Exercise instructions: Extract each line containing the string "components".

Information supplied:
——————————

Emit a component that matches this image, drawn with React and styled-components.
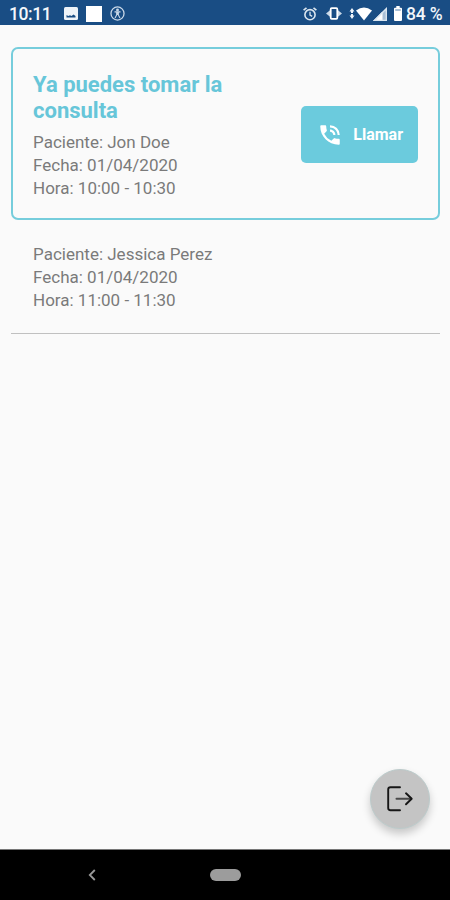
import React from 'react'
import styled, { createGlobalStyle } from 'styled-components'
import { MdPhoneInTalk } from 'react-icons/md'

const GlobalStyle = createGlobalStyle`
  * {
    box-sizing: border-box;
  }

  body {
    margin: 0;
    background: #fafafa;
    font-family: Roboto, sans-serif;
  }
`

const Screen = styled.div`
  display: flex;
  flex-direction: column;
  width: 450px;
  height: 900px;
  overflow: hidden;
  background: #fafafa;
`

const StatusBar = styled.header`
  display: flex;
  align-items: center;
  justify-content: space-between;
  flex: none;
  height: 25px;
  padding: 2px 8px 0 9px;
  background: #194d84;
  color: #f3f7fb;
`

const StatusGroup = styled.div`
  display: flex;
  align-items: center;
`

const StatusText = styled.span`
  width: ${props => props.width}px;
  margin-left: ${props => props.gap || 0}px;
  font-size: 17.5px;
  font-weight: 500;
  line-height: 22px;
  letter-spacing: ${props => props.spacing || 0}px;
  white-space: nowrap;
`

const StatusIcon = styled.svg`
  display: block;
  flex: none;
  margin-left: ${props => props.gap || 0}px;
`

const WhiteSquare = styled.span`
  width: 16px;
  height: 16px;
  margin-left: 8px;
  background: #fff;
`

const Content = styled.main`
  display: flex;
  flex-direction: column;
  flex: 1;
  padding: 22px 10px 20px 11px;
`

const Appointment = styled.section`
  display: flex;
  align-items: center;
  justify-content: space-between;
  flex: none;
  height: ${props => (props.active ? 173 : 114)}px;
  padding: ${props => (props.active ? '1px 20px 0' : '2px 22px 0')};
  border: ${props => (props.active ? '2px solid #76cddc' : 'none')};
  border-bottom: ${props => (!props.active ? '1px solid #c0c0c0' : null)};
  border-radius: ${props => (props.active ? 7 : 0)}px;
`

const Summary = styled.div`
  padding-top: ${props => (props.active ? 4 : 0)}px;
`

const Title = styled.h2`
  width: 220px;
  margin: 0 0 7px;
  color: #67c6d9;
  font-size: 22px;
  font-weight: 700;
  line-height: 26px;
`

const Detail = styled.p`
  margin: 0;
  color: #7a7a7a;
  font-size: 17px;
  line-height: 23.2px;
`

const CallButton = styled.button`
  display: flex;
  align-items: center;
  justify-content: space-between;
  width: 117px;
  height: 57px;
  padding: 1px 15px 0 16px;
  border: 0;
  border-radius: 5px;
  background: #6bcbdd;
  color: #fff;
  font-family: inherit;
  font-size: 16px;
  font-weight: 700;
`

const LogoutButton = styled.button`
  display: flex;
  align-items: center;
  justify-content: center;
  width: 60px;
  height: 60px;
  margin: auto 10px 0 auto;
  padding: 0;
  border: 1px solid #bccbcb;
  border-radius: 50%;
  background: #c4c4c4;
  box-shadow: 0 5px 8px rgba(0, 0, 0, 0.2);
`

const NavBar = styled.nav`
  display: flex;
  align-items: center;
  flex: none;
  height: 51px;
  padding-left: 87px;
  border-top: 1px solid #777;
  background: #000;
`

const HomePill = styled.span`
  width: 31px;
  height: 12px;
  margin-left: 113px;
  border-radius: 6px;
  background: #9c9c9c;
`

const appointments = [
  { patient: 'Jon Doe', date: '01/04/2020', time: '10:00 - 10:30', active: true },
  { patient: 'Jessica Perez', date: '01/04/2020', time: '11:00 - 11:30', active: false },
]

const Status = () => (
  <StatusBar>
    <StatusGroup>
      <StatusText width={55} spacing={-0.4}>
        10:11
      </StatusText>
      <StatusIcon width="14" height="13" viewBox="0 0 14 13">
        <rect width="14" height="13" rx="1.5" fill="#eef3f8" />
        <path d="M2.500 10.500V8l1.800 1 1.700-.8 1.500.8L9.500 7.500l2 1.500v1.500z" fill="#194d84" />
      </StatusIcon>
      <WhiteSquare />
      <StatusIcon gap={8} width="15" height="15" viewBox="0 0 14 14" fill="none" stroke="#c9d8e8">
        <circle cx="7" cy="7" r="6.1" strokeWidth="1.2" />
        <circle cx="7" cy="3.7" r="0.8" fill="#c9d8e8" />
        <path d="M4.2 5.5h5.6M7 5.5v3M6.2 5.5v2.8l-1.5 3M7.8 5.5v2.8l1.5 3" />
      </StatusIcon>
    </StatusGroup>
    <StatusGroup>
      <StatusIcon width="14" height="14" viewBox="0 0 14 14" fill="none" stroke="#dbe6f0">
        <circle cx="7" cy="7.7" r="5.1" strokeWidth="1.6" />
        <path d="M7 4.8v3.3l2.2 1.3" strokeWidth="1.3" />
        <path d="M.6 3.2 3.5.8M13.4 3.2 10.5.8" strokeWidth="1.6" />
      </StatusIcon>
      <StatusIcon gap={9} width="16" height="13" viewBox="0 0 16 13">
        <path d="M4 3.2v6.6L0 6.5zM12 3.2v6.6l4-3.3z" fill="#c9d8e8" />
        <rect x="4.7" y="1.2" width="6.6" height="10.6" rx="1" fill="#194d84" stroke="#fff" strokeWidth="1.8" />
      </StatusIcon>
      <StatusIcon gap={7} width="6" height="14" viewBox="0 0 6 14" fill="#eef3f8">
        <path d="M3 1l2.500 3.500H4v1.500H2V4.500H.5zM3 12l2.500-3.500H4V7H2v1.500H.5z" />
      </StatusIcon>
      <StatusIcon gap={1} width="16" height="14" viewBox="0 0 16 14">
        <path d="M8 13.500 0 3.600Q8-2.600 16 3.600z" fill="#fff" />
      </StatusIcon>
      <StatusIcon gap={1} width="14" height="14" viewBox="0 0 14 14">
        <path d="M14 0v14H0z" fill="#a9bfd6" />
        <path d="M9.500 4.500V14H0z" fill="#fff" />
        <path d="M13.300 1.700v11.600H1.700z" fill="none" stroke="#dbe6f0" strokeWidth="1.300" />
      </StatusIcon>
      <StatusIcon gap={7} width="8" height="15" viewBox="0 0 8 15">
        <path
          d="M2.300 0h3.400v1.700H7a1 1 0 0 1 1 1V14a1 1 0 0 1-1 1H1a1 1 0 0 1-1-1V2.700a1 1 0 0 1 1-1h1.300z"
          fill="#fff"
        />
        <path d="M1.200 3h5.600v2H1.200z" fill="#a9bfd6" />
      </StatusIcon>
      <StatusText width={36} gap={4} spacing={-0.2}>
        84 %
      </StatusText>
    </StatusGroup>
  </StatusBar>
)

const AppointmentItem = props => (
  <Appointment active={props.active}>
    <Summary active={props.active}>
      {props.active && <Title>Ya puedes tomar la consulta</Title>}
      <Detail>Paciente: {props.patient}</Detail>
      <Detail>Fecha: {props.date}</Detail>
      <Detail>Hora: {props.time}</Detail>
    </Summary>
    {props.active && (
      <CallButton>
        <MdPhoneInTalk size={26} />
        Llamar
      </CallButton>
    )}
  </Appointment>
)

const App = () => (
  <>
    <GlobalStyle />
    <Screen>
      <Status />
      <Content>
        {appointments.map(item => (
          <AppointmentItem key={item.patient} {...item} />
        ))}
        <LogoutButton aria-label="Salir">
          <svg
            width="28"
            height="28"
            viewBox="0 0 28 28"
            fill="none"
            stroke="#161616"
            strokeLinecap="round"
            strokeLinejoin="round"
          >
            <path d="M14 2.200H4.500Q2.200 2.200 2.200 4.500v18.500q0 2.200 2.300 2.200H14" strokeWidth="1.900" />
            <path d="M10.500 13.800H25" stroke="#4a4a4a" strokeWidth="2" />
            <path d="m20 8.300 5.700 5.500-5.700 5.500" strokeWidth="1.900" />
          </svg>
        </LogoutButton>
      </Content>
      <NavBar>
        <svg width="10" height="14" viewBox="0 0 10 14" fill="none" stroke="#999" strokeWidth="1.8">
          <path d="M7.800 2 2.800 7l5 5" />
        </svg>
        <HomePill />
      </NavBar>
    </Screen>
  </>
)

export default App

——————————

Reply:
Emit a component that matches this image, drawn with React and styled-components.
import styled, { createGlobalStyle } from 'styled-components'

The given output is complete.